Tra i normalisti che hanno sostenuto l'esame in Piazza dei Cavalieri a Pisa c'è anche l'ex ministro della Repubblica italiana, Carlo Azeglio Ciampi, che è stato "esaminato", nel colloquio preliminare, dallo stesso Giovanni Gentile. Ecco come Ciampi racconta quel giorno: «Alla maturità, per filosofia, mi chiesero a bruciapelo cosa si intendesse per verità. Risposi d'impulso ricordandomi di San Tommaso: Veritas est adaequatio intellectus et rei.
Rimasero molto colpiti, anche perché io ero due anni avanti, e questo mi valse quel 9 che diventò il mio voto di presentazione alla Normale e impressionò molto Gentile. Poi devo ammettere che, nel corso dell'anno, non riuscii a essere altrettanto brillante e forse tradii un po' le alte aspettative dell'esaminatore».

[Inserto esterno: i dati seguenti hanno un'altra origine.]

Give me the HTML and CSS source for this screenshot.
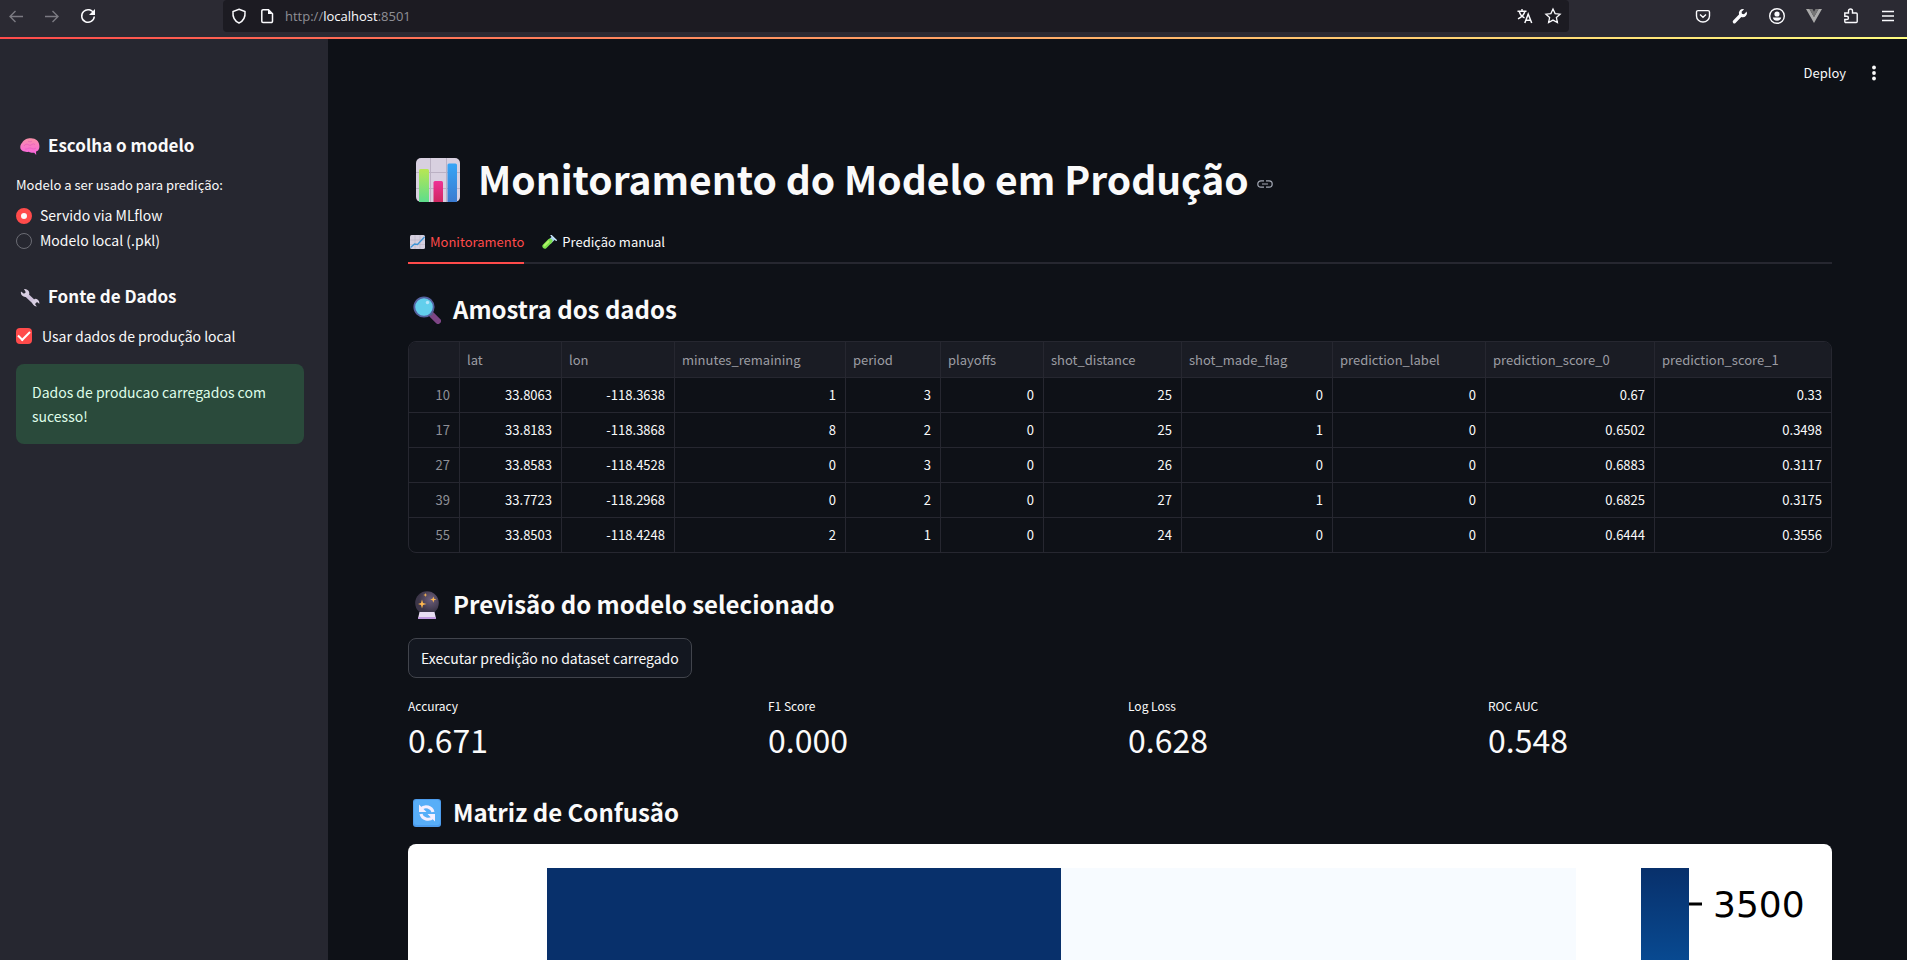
FILE: index.html
```html
<!DOCTYPE html>
<html lang="pt-BR">
<head>
<meta charset="utf-8">
<title>Monitoramento do Modelo em Produção</title>
<link rel="stylesheet" href="styles.css">
</head>
<body>
<div class="browser">
  <nav class="nav-buttons" aria-label="Navegação">
    <button class="icon-btn dim" aria-label="Voltar"><svg viewBox="0 0 16 16"><path d="M15 8.500H2M7.500 3 2 8.500 7.500 14"/></svg></button>
    <button class="icon-btn dim" aria-label="Avançar"><svg viewBox="0 0 16 16"><path d="M1 8.500h13M8.500 3 14 8.500 8.500 14"/></svg></button>
    <button class="icon-btn" aria-label="Recarregar"><svg viewBox="0 0 16 16"><path d="M13.800 5.500A6.300 6.300 0 1 0 14.300 8.500" stroke-width="1.500"/><path class="solid" d="M15 1v6H9z"/></svg></button>
  </nav>
  <div class="url-bar">
    <button class="icon-btn" aria-label="Proteção"><svg viewBox="0 0 16 16"><path d="M8 1.200 14 3.500C14.500 9 12.500 13 8 15 3.500 13 1.500 9 2 3.500z" stroke-width="1.500"/></svg></button>
    <button class="icon-btn" aria-label="Informações do site"><svg viewBox="0 0 16 16"><path d="M4 1.700h5.500l4 4v7.600a1.200 1.200 0 0 1-1.200 1.200H4a1.200 1.200 0 0 1-1.200-1.200V2.900A1.200 1.200 0 0 1 4 1.700z" stroke-width="1.500"/><path class="solid" d="M9 1.500V6h4.500z"/></svg></button>
    <p class="url">http://<span>localhost</span>:8501</p>
    <div class="url-tools">
      <button class="icon-btn" aria-label="Traduzir"><svg viewBox="0 0 16 16"><path d="M.5 3.200h9M5 1v2M7.800 3.500C7 7 4 9.500 1 10.800M2.300 3.500C3 6.500 5.500 8.800 7.500 9.800" stroke-width="1.400"/><path d="m7.800 15 3.400-9 3.500 9M9 12.200h4.500" stroke-width="1.500"/></svg></button>
      <button class="icon-btn" aria-label="Favoritar"><svg viewBox="0 0 16 16"><path d="m8 1 2.100 4.600 5 .6-3.700 3.400 1 4.900L8 12.100l-4.400 2.400 1-4.900L.9 6.200l5-.6z" stroke-width="1.300"/></svg></button>
    </div>
  </div>
  <div class="toolbar">
    <button class="icon-btn" aria-label="Pocket"><svg viewBox="0 0 16 16"><path d="M3 2.600h10a1.500 1.500 0 0 1 1.500 1.500V8a6.500 6 0 0 1-13 0V4.100A1.500 1.500 0 0 1 3 2.600zM5 6.500l3 2.800 3-2.800" stroke-width="1.400"/></svg></button>
    <button class="icon-btn" aria-label="Ferramentas"><svg viewBox="0 0 16 16"><path class="solid" d="M14.700 3.500 12 6.200 9.900 5.800 9.600 3.800 12.100 1.200A4.200 4.200 0 0 0 7 6.500L1.200 12.600a1.600 1.600 0 0 0 2.300 2.300L9.300 9a4.200 4.200 0 0 0 5.400-5.500z"/></svg></button>
    <button class="icon-btn" aria-label="Conta"><svg viewBox="0 0 16 16"><circle cx="8" cy="8" r="7.300" stroke-width="1.400"/><circle class="solid" cx="8" cy="6" r="2.600"/><path class="solid" d="M3.800 9.500h8.400c-.3 2-2 3.300-4.200 3.300S4.100 11.500 3.800 9.500z"/></svg></button>
    <button class="icon-btn" aria-label="Vue"><svg viewBox="0 0 16 16"><path d="M0 1h3.500L8 9l4.500-8H16L8 15z" fill="#aaa" stroke="none"/><path d="M3.500 1h3L8 3.800 9.500 1h3L8 9z" fill="#777" stroke="none"/></svg></button>
    <button class="icon-btn" aria-label="Extensões"><svg viewBox="0 0 16 16"><path d="M1.800 5h3.700V3a2 2 0 0 1 4 0v2h3.700a1 1 0 0 1 1 1v7.500a1 1 0 0 1-1 1H2.800a1 1 0 0 1-1-1V11.500h2a1.600 1.600 0 0 0 0-3.200h-2z" stroke-width="1.400"/></svg></button>
    <button class="icon-btn" aria-label="Menu"><svg viewBox="0 0 16 16"><path d="M2 3.500h12M2 8h12M2 12.500h12"/></svg></button>
  </div>
</div>
<div class="accent"></div>

<div class="app">
  <aside class="sidebar">
    <h3><svg class="emoji" viewBox="0 0 20 20"><defs><linearGradient id="brain" x2="0" y2="1"><stop offset="0" stop-color="#f890a8"/><stop offset="1" stop-color="#fa62e2"/></linearGradient></defs><path d="M2 6C4 2 8 1 11 1.200c5 0 8 3 8.300 7 .5 3-.8 5.800-3.300 6.300l.2 3.500-2-2.300c-2 .5-4-.2-5.500-1C5 15.500.2 13.500.3 10.500.2 8.500.8 7 2 6z" fill="url(#brain)"/><path d="M4 9c2-3 4-1.500 6-.5 2-.8 3-2.500 5-1M5 12c2 .5 3-1 5-1s3 2 6 0M8 4c1 1 3 1 4 0" fill="none" stroke="#e058b8" stroke-width=".6"/></svg>Escolha o modelo</h3>
    <fieldset class="radios">
      <legend>Modelo a ser usado para predição:</legend>
      <label><input type="radio" name="modelo" checked>Servido via MLflow</label>
      <label><input type="radio" name="modelo">Modelo local (.pkl)</label>
    </fieldset>
    <h3><svg class="emoji" viewBox="0 0 20 20"><path d="M5.500 6 14.500 14.500" stroke="#cfc3dc" stroke-width="4"/><path d="M4 1a4.500 4.500 0 0 1 5 6L6 9A4.500 4.500 0 0 1 1 3.500l3 2.300 1.800-1.600zM12.500 13 15 10.800a4.300 4.300 0 0 1 4.300 5L17 14l-2 2 1.800 2.500a4.300 4.300 0 0 1-4.300-5.500z" fill="#d8cfe2"/></svg>Fonte de Dados</h3>
    <label class="check"><input type="checkbox" checked>Usar dados de produção local</label>
    <div class="alert" role="status">Dados de producao carregados com sucesso!</div>
  </aside>

  <main class="main">
    <header class="app-header">
      <button class="deploy">Deploy</button>
      <button class="more" aria-label="Mais opções"><svg viewBox="0 0 4 16"><circle cx="2" cy="2.500" r="1.900"/><circle cx="2" cy="8" r="1.900"/><circle cx="2" cy="13.500" r="1.900"/></svg></button>
    </header>

    <h1 id="monitoramento"><svg class="emoji" viewBox="0 0 44 44"><defs><linearGradient id="g1" x2="0" y2="1"><stop offset="0" stop-color="#b8e653"/><stop offset="1" stop-color="#5ddd8c"/></linearGradient><linearGradient id="g2" x2="0" y2="1"><stop offset="0" stop-color="#ee3296"/><stop offset="1" stop-color="#cf2860"/></linearGradient><linearGradient id="g3" x2="0" y2="1"><stop offset="0" stop-color="#36a5f6"/><stop offset="1" stop-color="#3b7bd0"/></linearGradient></defs><rect width="44" height="44" rx="5" fill="#d8d0e0"/><path d="M14.500 0v44M30.500 0v44M0 14.500h44M0 30.500h44" stroke="#bbb1c4"/><path d="M3 44V12.500A1.500 1.500 0 0 1 4.500 11h7a1.500 1.500 0 0 1 1.500 1.500V44z" fill="url(#g1)"/><path d="M17.500 44V24.500A1.500 1.500 0 0 1 19 23h6.500a1.500 1.500 0 0 1 1.500 1.500V44z" fill="url(#g2)"/><path d="M31.500 44V7A1.500 1.500 0 0 1 33 5.500h6.500A1.500 1.500 0 0 1 41 7v37z" fill="url(#g3)"/></svg>Monitoramento do Modelo em Produção<a class="anchor" href="#monitoramento" aria-label="Link para o título"><svg viewBox="0 0 16 8"><path d="M7 .8H4a3.200 3.200 0 0 0 0 6.400h3M9 .8h3a3.200 3.200 0 0 1 0 6.400H9M5 4h6" fill="none" stroke="#a3a8b4" stroke-width="1.200"/></svg></a></h1>

    <div class="tabs" role="tablist">
      <button class="tab active" role="tab" aria-selected="true"><svg class="emoji" viewBox="0 0 15 14"><rect width="15" height="14" rx="1.500" fill="#d5cfdf"/><path d="M5 0v14M10 0v14M0 5h15M0 9.500h15" stroke="#bab3c5" stroke-width=".6"/><path d="M.5 12.500 4.500 9l3 .5L14.500 2" fill="none" stroke="#3d94d6" stroke-width="1.300"/></svg>Monitoramento</button>
      <button class="tab" role="tab" aria-selected="false"><svg class="emoji" viewBox="0 0 15 14"><path d="M11.500 3 7 7.500" stroke="#a8d2ee" stroke-width="4.500"/><path d="M8 6 2.800 11.300" stroke="#7be04c" stroke-width="4.800" stroke-linecap="round"/><path d="m6.500 6.500-4 4" stroke="#b4f46a" stroke-width="1.800" stroke-linecap="round"/><path d="m9.200.5 5 4.800" stroke="#cbe9ff" stroke-width="1.500" stroke-linecap="round"/></svg>Predição manual</button>
    </div>

    <section class="block sample">
      <h2><svg class="emoji" viewBox="0 0 28 28"><path d="m19 19 6 6" stroke="#7d4585" stroke-width="6" stroke-linecap="round"/><path d="m16 16 3 3" stroke="#55617d" stroke-width="3"/><circle cx="11" cy="11" r="9.700" fill="#62cfec" stroke="#5562a0" stroke-width="1.800"/><circle cx="14.500" cy="6.500" r="1.700" fill="#b5e5fa"/></svg>Amostra dos dados</h2>
      <div class="frame">
      <table>
        <colgroup><col class="c-index"><col class="c-lat"><col class="c-lon"><col class="c-min"><col class="c-period"><col class="c-play"><col class="c-dist"><col class="c-flag"><col class="c-label"><col class="c-s0"><col class="c-s1"></colgroup>
        <thead><tr><th></th><th>lat</th><th>lon</th><th>minutes_remaining</th><th>period</th><th>playoffs</th><th>shot_distance</th><th>shot_made_flag</th><th>prediction_label</th><th>prediction_score_0</th><th>prediction_score_1</th></tr></thead>
        <tbody>
          <tr><th>10</th><td>33.8063</td><td>-118.3638</td><td>1</td><td>3</td><td>0</td><td>25</td><td>0</td><td>0</td><td>0.67</td><td>0.33</td></tr>
          <tr><th>17</th><td>33.8183</td><td>-118.3868</td><td>8</td><td>2</td><td>0</td><td>25</td><td>1</td><td>0</td><td>0.6502</td><td>0.3498</td></tr>
          <tr><th>27</th><td>33.8583</td><td>-118.4528</td><td>0</td><td>3</td><td>0</td><td>26</td><td>0</td><td>0</td><td>0.6883</td><td>0.3117</td></tr>
          <tr><th>39</th><td>33.7723</td><td>-118.2968</td><td>0</td><td>2</td><td>0</td><td>27</td><td>1</td><td>0</td><td>0.6825</td><td>0.3175</td></tr>
          <tr><th>55</th><td>33.8503</td><td>-118.4248</td><td>2</td><td>1</td><td>0</td><td>24</td><td>0</td><td>0</td><td>0.6444</td><td>0.3556</td></tr>
        </tbody>
      </table>
      </div>
    </section>

    <section class="block forecast">
      <h2><svg class="emoji" viewBox="0 0 28 28"><defs><radialGradient id="ball" cx=".65" cy=".35"><stop offset="0" stop-color="#6d5f7c"/><stop offset="1" stop-color="#3c3649"/></radialGradient></defs><circle cx="14" cy="12" r="11.800" fill="url(#ball)"/><path d="M6.500 21h15l1.500 6.500H5z" fill="#e8def2"/><path d="M5.300 26h17.400l.3 2H5z" fill="#c19be0"/><path d="m9 8.500 1 3.500 3.500 1-3.500 1-1 3.500L8 14l-3-1 3-1zM20.300 5.500l.8 2.200 2.400.8-2.400.8-.8 2.400-.8-2.400-2.300-.8 2.300-.8zM12.300 2l.5 1.500 1.500.5-1.500.6-.5 1.500-.5-1.500-1.500-.6 1.500-.5z" fill="#ffb850"/></svg>Previsão do modelo selecionado</h2>
      <button class="run">Executar predição no dataset carregado</button>
      <dl class="metrics">
        <div><dt>Accuracy</dt><dd>0.671</dd></div>
        <div><dt>F1 Score</dt><dd>0.000</dd></div>
        <div><dt>Log Loss</dt><dd>0.628</dd></div>
        <div><dt>ROC AUC</dt><dd>0.548</dd></div>
      </dl>
    </section>

    <section class="block confusion">
      <h2><svg class="emoji" viewBox="0 0 28 28"><rect width="28" height="28" rx="3" fill="#4d9dee"/><rect x="1" y="1" width="26" height="25" rx="3" fill="#58aef8"/><path d="M8 9.800A7 6.500 0 0 1 20 13M20 18.200A7 6.500 0 0 1 8 15" fill="none" stroke="#f5efff" stroke-width="3"/><path d="M6 5.500v7.500h7.500zM22 22.500V15h-7.500z" fill="#f5efff"/></svg>Matriz de Confusão</h2>
      <svg class="chart" viewBox="0 0 1424 1090" role="img" aria-label="Matriz de confusão">
        <defs><linearGradient id="blues" x2="0" y2="1"><stop offset="0" stop-color="#08306b"/><stop offset=".125" stop-color="#08519c"/><stop offset=".375" stop-color="#4292c6"/><stop offset=".625" stop-color="#9ecae1"/><stop offset="1" stop-color="#f7fbff"/></linearGradient></defs>
        <rect width="1424" height="1090" fill="#fff"/>
        <rect x="139" y="24" width="514" height="480" fill="#08306b"/>
        <rect x="653" y="24" width="515" height="480" fill="#f7fbff"/>
        <rect x="139" y="504" width="514" height="480" fill="#6aaed6"/>
        <rect x="653" y="504" width="515" height="480" fill="#f7fbff"/>
        <rect x="1233" y="24" width="48" height="960" fill="url(#blues)"/>
        <path d="M1281 60h13" stroke="#000" stroke-width="3"/>
        <text x="1305" y="73">3500</text>
      </svg>
    </section>
  </main>
</div>
</body>
</html>
```

FILE: styles.css
```css
* { box-sizing: border-box; }
body {
  margin: 0;
  height: 100vh;
  display: flex;
  flex-direction: column;
  overflow: hidden;
  background: #0e1117;
  color: #fafafa;
  font: 14px/24px "Noto Sans CJK SC", "Noto Sans", sans-serif;
}
button { font: inherit; color: inherit; background: none; border: 0; padding: 0; }
h1, h2, h3, p, dl, dd { margin: 0; }
svg { display: block; flex: none; }

/* Browser chrome */
.browser { flex: none; display: flex; height: 37px; background: #2b2a33; }
.nav-buttons { width: 223px; display: flex; gap: 20px; padding: 8px; }
.icon-btn { width: 16px; height: 16px; flex: none; color: #fbfbfe; }
.icon-btn.dim { color: #7b7a82; }
.icon-btn svg { width: 16px; height: 16px; fill: none; stroke: currentColor; stroke-width: 1.400; overflow: visible; }
.icon-btn .solid { fill: currentColor; stroke: none; }
.url-bar { flex: 1; height: 32px; display: flex; align-items: center; gap: 12px; padding: 0 8px; background: #1c1b22; border-radius: 4px; }
.url { flex: 1; margin-left: -2px; font: 13px/20px "Open Sans", "Noto Sans", sans-serif; color: #8f8f96; }
.url span { color: #fbfbfe; }
.url-tools { display: flex; gap: 12px; }
.toolbar { width: 338px; display: flex; justify-content: flex-end; gap: 21px; padding: 8px 11px; }
.accent { flex: none; height: 2px; background: linear-gradient(90deg, #ff4b4b, #fffd80); }

/* Layout */
.app { flex: 1; min-height: 0; display: flex; }
.sidebar { width: 328px; flex: none; padding: 90px 24px 0 16px; background: #262730; }
.main { flex: 1; min-width: 0; padding: 0 75px 0 80px; overflow: hidden; }

/* Sidebar */
.sidebar h3 { display: flex; align-items: center; gap: 8px; height: 32px; padding: 0 4px; font-size: 17px; line-height: 24px; }
.sidebar .emoji { width: 20px; height: 20px; margin-top: 4px; }
.radios { border: 0; margin: 14px 0 27px; padding: 0; }
legend { padding: 0; font-size: 13px; line-height: 20px; margin-bottom: 8px; }
.radios label { display: flex; align-items: center; gap: 8px; line-height: 25px; }
.check { display: flex; align-items: center; gap: 10px; margin: 12px 0 16px; }
.radios input, .check input { appearance: none; width: 16px; height: 16px; margin: 0; flex: none; border: 1px solid #6b6c74; border-radius: 50%; }
.radios input:checked { border: 5px solid #ff4b4b; background: #fafafa; }
.check input { border: 0; border-radius: 4px; background: #ff4b4b; display: grid; place-items: center; }
.check input::after { content: ""; width: 10px; height: 5px; margin-bottom: 3px; border: solid #fff; border-width: 0 0 2px 2px; transform: rotate(-45deg); }
.alert { padding: 16px; border-radius: 8px; background: #2a4a3b; color: #dffde9; }

/* App header and title */
.app-header { display: flex; justify-content: flex-end; align-items: center; gap: 26px; height: 68px; margin-right: -44px; }
.deploy { font-size: 13px; }
.more svg { width: 4px; height: 16px; fill: #fafafa; }
h1 { display: flex; align-items: center; margin-top: 45px; padding-left: 8px; font-size: 39px; line-height: 53px; }
h1 .emoji { width: 44px; height: 44px; margin: 2px 18px 0 0; }
.anchor { margin-left: 8px; padding-top: 10px; }
.anchor svg { width: 16px; height: 8px; }

/* Tabs */
.tabs { display: flex; gap: 16px; height: 42px; margin-top: 17px; box-shadow: inset 0 -2px #262730; }
.tab { display: flex; align-items: center; gap: 5px; padding-left: 2px; font-size: 13px; border-bottom: 2px solid transparent; }
.tab .emoji { width: 15px; height: 14px; }
.tab.active { color: #ff4b4b; border-color: #ff4b4b; }

/* Content blocks */
.block { padding-top: 29px; }
h2 { display: flex; align-items: center; gap: 12px; padding-left: 5px; margin-bottom: 16px; font-size: 24px; line-height: 32px; }
h2 .emoji { width: 28px; height: 28px; margin-top: 2px; }
.frame { border: 1px solid #262730; border-radius: 8px; overflow: hidden; }
table { width: 100%; table-layout: fixed; border-collapse: separate; border-spacing: 0; font-size: 13px; }
th, td { height: 35px; padding: 0 9px 0 7px; line-height: 20px; text-align: right; white-space: nowrap; border-right: 1px solid #262730; border-bottom: 1px solid #262730; }
th { font-weight: 400; color: #8f9096; }
thead th { height: 36px; text-align: left; background: #1a1c24; color: #9c9da3; }
th:last-child, td:last-child { border-right: 0; }
tbody tr:last-child > * { height: 34px; border-bottom: 0; }
.c-index { width: 51px; }
.c-lat { width: 102px; }
.c-lon { width: 113px; }
.c-min { width: 171px; }
.c-period { width: 95px; }
.c-play { width: 103px; }
.c-dist { width: 138px; }
.c-flag { width: 151px; }
.c-label { width: 153px; }
.c-s0 { width: 169px; }
.c-s1 { width: 176px; }

.forecast { padding-top: 35px; }
.forecast h2 { margin-bottom: 18px; }
.run { display: block; height: 40px; padding: 0 12px; border: 1px solid #41444c; border-radius: 8px; background: #131720; }
.metrics { display: grid; grid-template-columns: repeat(4, 1fr); gap: 16px; margin-top: 18px; }
dt { font-size: 12px; line-height: 20px; }
dd { margin: 1px 0 2px; font-size: 32px; line-height: 44px; }
.confusion { padding-top: 33px; }
.chart { width: 100%; height: auto; border-radius: 8px; }
.chart text { font: 36px "DejaVu Sans", sans-serif; fill: #000; }
```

Lo studente Ciampi si racconta anche nel libro Da Livorno al Quirinale. Storia di un italiano. Conversazione con Arrigo Levi (Il Mulino): «Ricordo ancora che l'esame alla Normale consisteva in due prove scritte, una di italiano e una di latino, il resto era orale. In italiano, il tema che ci dettero fu: "Parlate di un romanzo dell'Ottocento". Io avevo letto pochissimi autori dell'Ottocento. Fra le poche letture che avevo fatto c'era Piccolo mondo antico di Fogazzaro; svolsi il tema su questo romanzo, ma con uno sforzo enorme, perché non riuscivo neanche a ricordarmi i nomi dei personaggi. Anche agli orali arrivai con una carica minore rispetto a quella che avevo avuto a luglio alla maturità classica.
Per l'esame orale ebbi l'onore di essere interrogato in filosofia da Gentile. Penso che non feci una gran figura, certamente non all'altezza di quel nove in filosofia e storia che avevo preso, anche per un colpo di fortuna, alla maturità. Comunque l'esito dell'esame di ammissione fu moderatamente positivo, rientrai tra i primi dodici. Dodici che poi divennero quindici, per volontà di Luigi Russo che voleva entrassero anche giovani del sud. Russo si impuntò quando vide la graduatoria: il dodicesimo che entrava era un pisano, undicesimo mi pare fosse il sottoscritto. Cosicché disse: ma questi due avrebbero frequentato Pisa anche senza la Normale. Dal tredicesimo al quindicesimo posto c'erano tre giovani meridionali, ne ricordo ancora i nomi: Delli Santi, Giacalone, Irace. Ed entrarono anche loro».